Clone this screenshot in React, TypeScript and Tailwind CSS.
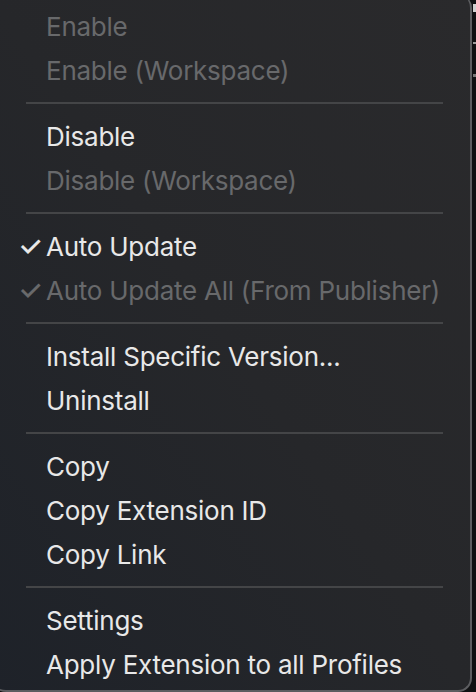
import React from 'react'

type Entry =
  | { kind: 'item'; label: string; disabled?: boolean; checked?: boolean }
  | { kind: 'sep' }

const entries: Entry[] = [
  { kind: 'item', label: 'Enable', disabled: true },
  { kind: 'item', label: 'Enable (Workspace)', disabled: true },
  { kind: 'sep' },
  { kind: 'item', label: 'Disable' },
  { kind: 'item', label: 'Disable (Workspace)', disabled: true },
  { kind: 'sep' },
  { kind: 'item', label: 'Auto Update', checked: true },
  { kind: 'item', label: 'Auto Update All (From Publisher)', checked: true, disabled: true },
  { kind: 'sep' },
  { kind: 'item', label: 'Install Specific Version...' },
  { kind: 'item', label: 'Uninstall' },
  { kind: 'sep' },
  { kind: 'item', label: 'Copy' },
  { kind: 'item', label: 'Copy Extension ID' },
  { kind: 'item', label: 'Copy Link' },
  { kind: 'sep' },
  { kind: 'item', label: 'Settings' },
  { kind: 'item', label: 'Apply Extension to all Profiles' },
]

function MenuRow({ entry }: { entry: Entry }) {
  if (entry.kind === 'sep') {
    return (
      <div className="h-[22px] flex items-center pl-[34px] pr-[27px]">
        <div className="h-[2px] w-full bg-[#444547]" />
      </div>
    )
  }
  const color = entry.disabled ? 'text-[#68696b]' : 'text-[#e8e8e8]'
  return (
    <div className={`h-[44px] flex items-center ${color}`}>
      <span className="w-[54px] pl-[26px] text-[28px] leading-none font-medium">{entry.checked ? '✓' : ''}</span>
      <span className="whitespace-nowrap">{entry.label}</span>
    </div>
  )
}

export default function App() {
  return (
    <div
      className="w-[476px] h-[692px] overflow-hidden bg-[#0f1012] flex"
      style={{ fontFamily: 'Inter, "Noto Sans", sans-serif' }}
    >
      <div className="shrink-0 w-[480px] h-[698px] -ml-[8px] -mt-[6px] rounded-[14px] border-r-2 border-b-2 border-[#5c5d60] bg-gradient-to-tr from-[#1e2229] via-[#26272a] to-[#2a2a2c] pt-[10px] text-[26px] tracking-[-0.25px]">
        {entries.map((e, i) => (
          <MenuRow key={i} entry={e} />
        ))}
      </div>
      <div className="flex flex-col gap-[30px] pt-[4px] pl-[1px]">
        <div className="w-[3px] h-[8px] bg-[#cfcfcf]" />
        <div className="w-[3px] h-[2px] bg-[#9a9a9a]" />
        <div className="w-[3px] h-[3px] bg-[#777]" />
      </div>
    </div>
  )
}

········

- **TO BE DONE**: Return the material exactly as given, apart from the pictures.

- **RESULT OF THIS TASK**:
Clone this screenshot in React, TypeScript and Tailwind CSS.
import React from 'react'

type Entry =
  | { kind: 'item'; label: string; disabled?: boolean; checked?: boolean }
  | { kind: 'sep' }

const entries: Entry[] = [
  { kind: 'item', label: 'Enable', disabled: true },
  { kind: 'item', label: 'Enable (Workspace)', disabled: true },
  { kind: 'sep' },
  { kind: 'item', label: 'Disable' },
  { kind: 'item', label: 'Disable (Workspace)', disabled: true },
  { kind: 'sep' },
  { kind: 'item', label: 'Auto Update', checked: true },
  { kind: 'item', label: 'Auto Update All (From Publisher)', checked: true, disabled: true },
  { kind: 'sep' },
  { kind: 'item', label: 'Install Specific Version...' },
  { kind: 'item', label: 'Uninstall' },
  { kind: 'sep' },
  { kind: 'item', label: 'Copy' },
  { kind: 'item', label: 'Copy Extension ID' },
  { kind: 'item', label: 'Copy Link' },
  { kind: 'sep' },
  { kind: 'item', label: 'Settings' },
  { kind: 'item', label: 'Apply Extension to all Profiles' },
]

function MenuRow({ entry }: { entry: Entry }) {
  if (entry.kind === 'sep') {
    return (
      <div className="h-[22px] flex items-center pl-[34px] pr-[27px]">
        <div className="h-[2px] w-full bg-[#444547]" />
      </div>
    )
  }
  const color = entry.disabled ? 'text-[#68696b]' : 'text-[#e8e8e8]'
  return (
    <div className={`h-[44px] flex items-center ${color}`}>
      <span className="w-[54px] pl-[26px] text-[28px] leading-none font-medium">{entry.checked ? '✓' : ''}</span>
      <span className="whitespace-nowrap">{entry.label}</span>
    </div>
  )
}

export default function App() {
  return (
    <div
      className="w-[476px] h-[692px] overflow-hidden bg-[#0f1012] flex"
      style={{ fontFamily: 'Inter, "Noto Sans", sans-serif' }}
    >
      <div className="shrink-0 w-[480px] h-[698px] -ml-[8px] -mt-[6px] rounded-[14px] border-r-2 border-b-2 border-[#5c5d60] bg-gradient-to-tr from-[#1e2229] via-[#26272a] to-[#2a2a2c] pt-[10px] text-[26px] tracking-[-0.25px]">
        {entries.map((e, i) => (
          <MenuRow key={i} entry={e} />
        ))}
      </div>
      <div className="flex flex-col gap-[30px] pt-[4px] pl-[1px]">
        <div className="w-[3px] h-[8px] bg-[#cfcfcf]" />
        <div className="w-[3px] h-[2px] bg-[#9a9a9a]" />
        <div className="w-[3px] h-[3px] bg-[#777]" />
      </div>
    </div>
  )
}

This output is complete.